Furthermore, the memory module may further comprise a plurality of second memory devices ranked in a second rank group and each including a second data strobe terminal, the first and second rank groups being different from each other, and the control device controlling the second memory devices and including, a second data strobe input terminal connected in common to the second data strobe terminals of the second memory devices, and a plurality of second sub-units each coupled to the second data strobe input terminal and each holding a data strobe delay value corresponding to an associated one of the second memory devices, the data strobe delay values of the second sub-units being independent from each other.

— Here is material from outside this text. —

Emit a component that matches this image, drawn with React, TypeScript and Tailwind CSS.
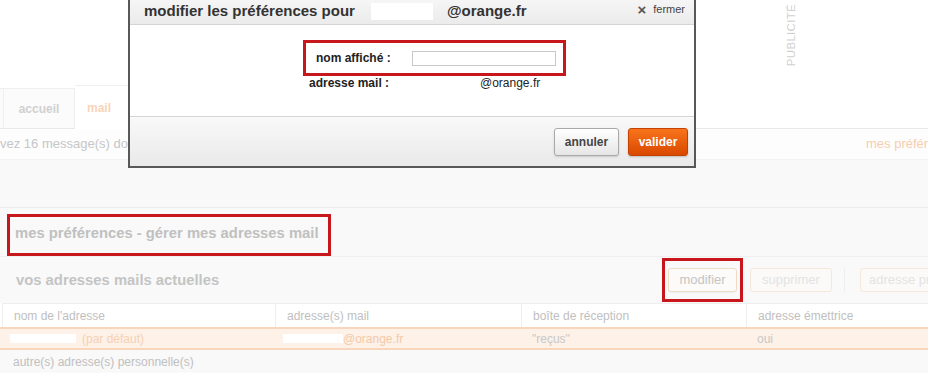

The entire disclosures of the above Patent Literatures are incorporated herein by reference thereto. Modifications and adjustments of the exemplary embodiment are possible within the scope of the overall disclosure (including the claims) of the present invention and based on the basic technical concept of the present invention. Various combinations and selections of various disclosed elements (including each element of each claim, each element of each exemplary embodiment, each element of each drawing, etc.) are possible within the scope of the claims of the present invention. That is, the present invention of course includes various variations and modifications that could be made by those skilled in the art according to the overall disclosure including the claims and the technical concept. Particularly, any numerical range disclosed herein should be interpreted that any intermediate values or subranges falling within the disclosed range are also concretely disclosed even without specific recital thereof.